To reduce cost, I decided to use UHMW frame with aluminum standoffs in between. I can maybe use my FRC team's router to cut the frame. The reason why aluminum is might not be the best idea is because tapping aluminum, especially threads as small as m3, can be quite challenging. I was told that wood screw on UHMW is plenty strong so I don't need to worry about tapping. The router we have is a Shapeoko 4 XL, and it can not really do complex part, so I need to try to get all the features on one side. As for the holes on the side, I can use a 3d printed jig and just drill them out by hand. 

UHMW's density is only half of aluminum, so I arbitrarily decided that the frame should be twice as thick then the aluminum frame I used on the previous robots. All the sheets I can find is in imperial units so the size I decided to use is 5/8". It is also thick enough so that the whole gearbox can be built into the frame. 

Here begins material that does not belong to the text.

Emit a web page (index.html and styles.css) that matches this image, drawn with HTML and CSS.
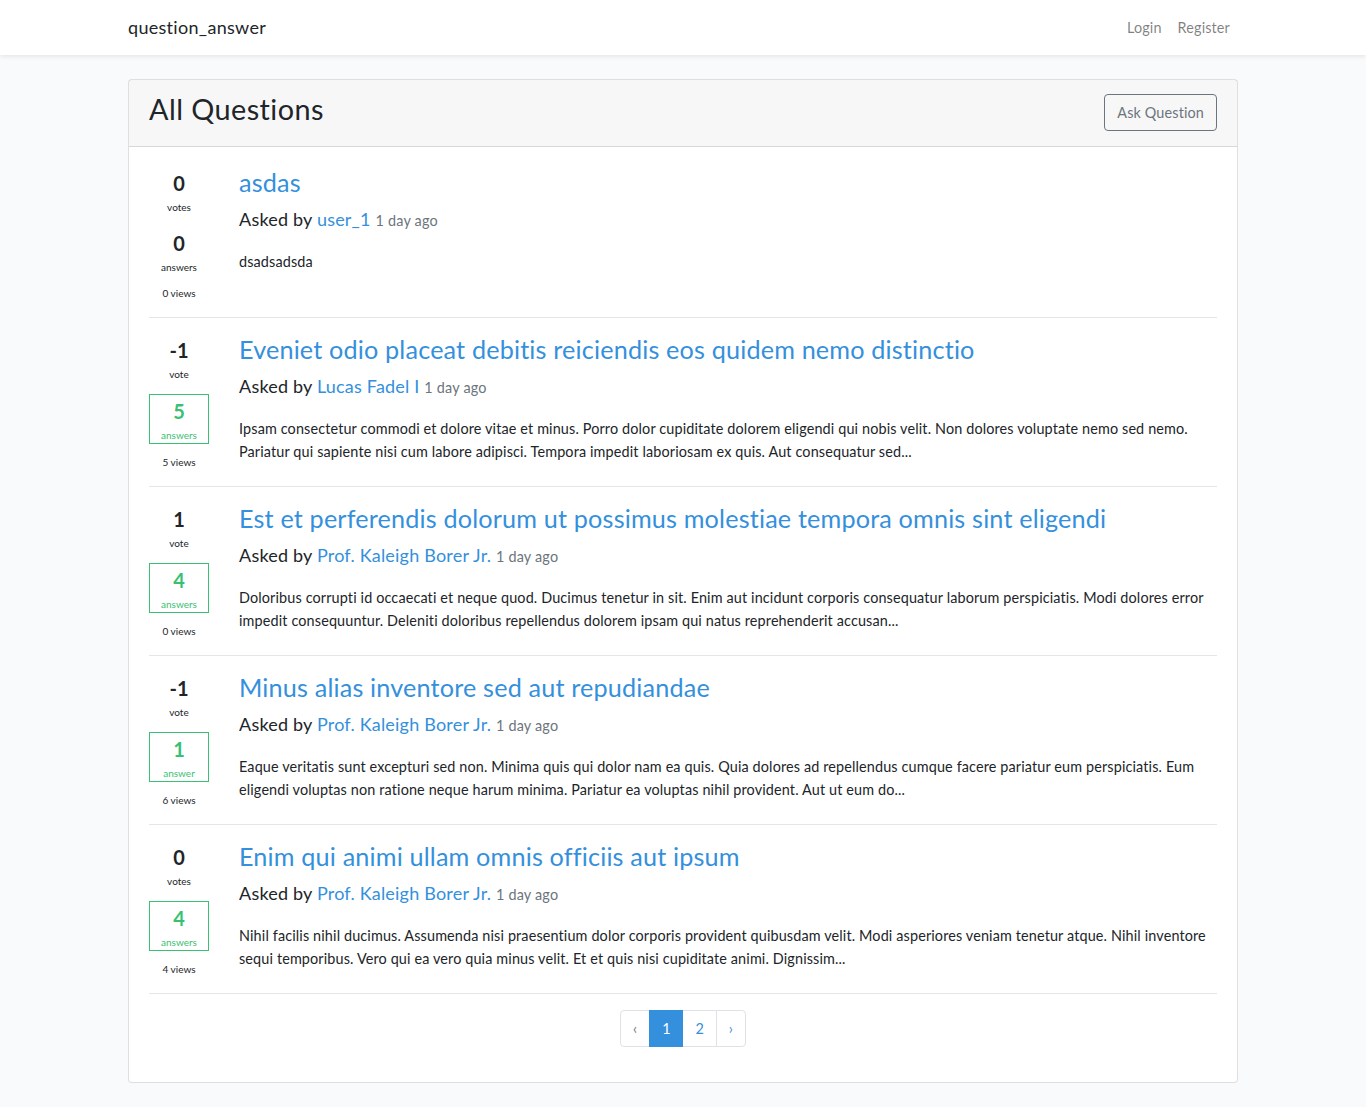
FILE: index.html
```html
<!DOCTYPE html>
<html lang="en">
<head>
<meta charset="utf-8">
<title>question_answer</title>
<link rel="stylesheet" href="styles.css">
</head>
<body>
<nav class="navbar">
  <div class="container nav-inner">
    <a class="brand" href="#">question_answer</a>
    <ul class="nav-links">
      <li><a href="#">Login</a></li>
      <li><a href="#">Register</a></li>
    </ul>
  </div>
</nav>
<main class="main">
  <div class="container">
    <div class="card">
      <div class="card-header">
        <h2>All Questions</h2>
        <a href="#" class="btn-outline">Ask Question</a>
      </div>
      <div class="card-body">
        <div class="media">
          <div class="counters">
            <div class="vote"><strong>0</strong>votes</div>
            <div class="status"><strong>0</strong>answers</div>
            <div class="view">0 views</div>
          </div>
          <div class="media-body">
            <h3><a href="#">asdas</a></h3>
            <p class="lead">Asked by <a href="#">user_1</a> <small class="muted">1 day ago</small></p>
            <div class="excerpt">dsadsadsda</div>
          </div>
        </div>
        <hr>
        <div class="media">
          <div class="counters">
            <div class="vote"><strong>-1</strong>vote</div>
            <div class="status answered"><strong>5</strong>answers</div>
            <div class="view">5 views</div>
          </div>
          <div class="media-body">
            <h3><a href="#">Eveniet odio placeat debitis reiciendis eos quidem nemo distinctio</a></h3>
            <p class="lead">Asked by <a href="#">Lucas Fadel I</a> <small class="muted">1 day ago</small></p>
            <div class="excerpt">Ipsam consectetur commodi et dolore vitae et minus. Porro dolor cupiditate dolorem eligendi qui nobis velit. Non dolores voluptate nemo sed nemo. Pariatur qui sapiente nisi cum labore adipisci. Tempora impedit laboriosam ex quis. Aut consequatur sed...</div>
          </div>
        </div>
        <hr>
        <div class="media">
          <div class="counters">
            <div class="vote"><strong>1</strong>vote</div>
            <div class="status answered"><strong>4</strong>answers</div>
            <div class="view">0 views</div>
          </div>
          <div class="media-body">
            <h3><a href="#">Est et perferendis dolorum ut possimus molestiae tempora omnis sint eligendi</a></h3>
            <p class="lead">Asked by <a href="#">Prof. Kaleigh Borer Jr.</a> <small class="muted">1 day ago</small></p>
            <div class="excerpt">Doloribus corrupti id occaecati et neque quod. Ducimus tenetur in sit. Enim aut incidunt corporis consequatur laborum perspiciatis. Modi dolores error impedit consequuntur. Deleniti doloribus repellendus dolorem ipsam qui natus reprehenderit accusan...</div>
          </div>
        </div>
        <hr>
        <div class="media">
          <div class="counters">
            <div class="vote"><strong>-1</strong>vote</div>
            <div class="status answered"><strong>1</strong>answer</div>
            <div class="view">6 views</div>
          </div>
          <div class="media-body">
            <h3><a href="#">Minus alias inventore sed aut repudiandae</a></h3>
            <p class="lead">Asked by <a href="#">Prof. Kaleigh Borer Jr.</a> <small class="muted">1 day ago</small></p>
            <div class="excerpt">Eaque veritatis sunt excepturi sed non. Minima quis qui dolor nam ea quis. Quia dolores ad repellendus cumque facere pariatur eum perspiciatis. Eum eligendi voluptas non ratione neque harum minima. Pariatur ea voluptas nihil provident. Aut ut eum do...</div>
          </div>
        </div>
        <hr>
        <div class="media">
          <div class="counters">
            <div class="vote"><strong>0</strong>votes</div>
            <div class="status answered"><strong>4</strong>answers</div>
            <div class="view">4 views</div>
          </div>
          <div class="media-body">
            <h3><a href="#">Enim qui animi ullam omnis officiis aut ipsum</a></h3>
            <p class="lead">Asked by <a href="#">Prof. Kaleigh Borer Jr.</a> <small class="muted">1 day ago</small></p>
            <div class="excerpt">Nihil facilis nihil ducimus. Assumenda nisi praesentium dolor corporis provident quibusdam velit. Modi asperiores veniam tenetur atque. Nihil inventore sequi temporibus. Vero qui ea vero quia minus velit. Et et quis nisi cupiditate animi. Dignissim...</div>
          </div>
        </div>
        <hr>
        <nav class="pager">
          <ul class="pagination">
            <li class="page disabled"><span>&lsaquo;</span></li>
            <li class="page active"><span>1</span></li>
            <li class="page"><a href="#">2</a></li>
            <li class="page"><a href="#">&rsaquo;</a></li>
          </ul>
        </nav>
      </div>
    </div>
  </div>
</main>
</body>
</html>
```

FILE: styles.css
```css
* { box-sizing: border-box; }
body {
  margin: 0;
  font-family: "Lato", "Noto Sans", sans-serif;
  font-size: 14.4px;
  line-height: 1.6;
  letter-spacing: 0.14px;
  color: #212529;
  background: #f8fafc;
}
a { color: #3490dc; text-decoration: none; }
.container {
  max-width: 1140px;
  margin: 0 auto;
  padding: 0 15px;
}
.navbar {
  background: #fff;
  box-shadow: 0 2px 4px rgba(0,0,0,0.075);
  padding: 8px 0;
}
.nav-inner {
  display: flex;
  align-items: center;
  justify-content: space-between;
}
.brand {
  color: #212529;
  font-size: 18px;
  padding: 4.6px 0;
  line-height: 1.6;
  letter-spacing: 0.3px;
}
.nav-links {
  list-style: none;
  margin: 0;
  padding: 0;
  display: flex;
}
.nav-links a {
  display: block;
  padding: 8px;
  color: rgba(0,0,0,0.5);
}
.main { padding: 24px 0; }
.card {
  background: #fff;
  border: 1px solid rgba(0,0,0,0.125);
  border-radius: 4px;
}
.card-header {
  display: flex;
  align-items: center;
  background: rgba(0,0,0,0.03);
  border-bottom: 1px solid rgba(0,0,0,0.125);
  padding: 12px 20px;
}
.card-header h2 {
  margin: 0 0 7px;
  font-size: 28.8px;
  font-weight: 400;
  line-height: 1.2;
  letter-spacing: 0.45px;
}
.btn-outline {
  margin-left: auto;
  color: #6c757d;
  border: 1px solid #6c757d;
  border-radius: 4px;
  padding: 6px 12px;
  line-height: 1.6;
}
.card-body { padding: 20px; }
.media { display: flex; align-items: flex-start; }
.counters {
  width: 60px;
  margin-right: 30px;
  font-size: 10px;
  text-align: center;
  flex-shrink: 0;
  letter-spacing: 0;
}
.counters strong { display: block; font-size: 20px; font-weight: 700; }
.vote, .status { width: 60px; }
.status { margin-top: 12px; }
.status.answered { border: 1px solid #38c172; color: #38c172; }
.view { margin-top: 10px; }
.media-body { flex: 1; min-width: 0; }
.media-body h3 {
  margin: 0 0 8px;
  font-size: 25.2px;
  font-weight: 400;
  line-height: 1.2;
  letter-spacing: 0.17px;
}
.lead {
  margin: 0 0 16px;
  font-size: 18px;
  font-weight: 400;
  letter-spacing: 0.2px;
}
.muted { color: #6c757d; font-size: 80%; font-weight: 400; }
hr {
  border: 0;
  border-top: 1px solid rgba(0,0,0,0.1);
  margin: 16px 0;
}
.pager { display: flex; justify-content: center; }
.pagination {
  display: flex;
  list-style: none;
  padding: 0;
  margin: 0 0 15px;
  letter-spacing: 0;
}
.page span, .page a {
  display: block;
  padding: 6px 12px;
  border: 1px solid #dee2e6;
  margin-left: -1px;
  line-height: 1.6;
  color: #3490dc;
  background: #fff;
}
.page:first-child span { border-radius: 4px 0 0 4px; margin-left: 0; }
.page:last-child a { border-radius: 0 4px 4px 0; }
.page.disabled span { color: #6c757d; }
.page.active span { background: #3490dc; border-color: #3490dc; color: #fff; position: relative; z-index: 1; }
```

I found that in Mcmaster, the antistatics UHMW is almost as strong as the high-strength ones, but way cheaper and comes in more sizes, and I guess being antistatic is good for electronics too, so I went with the antistatic ones. 

(Antistatics UHMW has a slightly higher hardness and a slightly lower tensile strength compared to high-strength UHMW, both have excellent impact strength)

The 64D TPU armor on my second robot did not work superwell. Because of its stiffness, instead of getting small pieces chipped away, what happened was the part got tear apart along the layer lines. This time I bought 95a and 98a TPUs and I will test them out and see which works better. 

Electronics

Because I moved away from using smooth aluminum pulley for weapon, there will be way more load on the motor. The weapon motor I am planning to use is Sunnysky 2216 2600kv and has a max current of 57a. On the previous robots, 50a skywalker somehow worked and didn't die even once. I don't think it will be this lucky this time and I think I should start to use the DYS aria 70a. This does mean I need a extra UBEC but I think it is a tradeoff worth making. 

The Drive ESC setup is the same as the previous two robots, two 35a Cyclone ESC. I know it is not really a famous brand but that ESC has not failed me even once. 

Battery is once again Tattu 4s 750mAh 95c. It is only 2mm thicker and 1mm longer than 650mAh but gives way more power. 

 

The end

By the time this article is written... the robot has already competed in Clash of the bots 2023. I will write another post about what went good and what went bad. Some of the things that went wrong are rather interesting.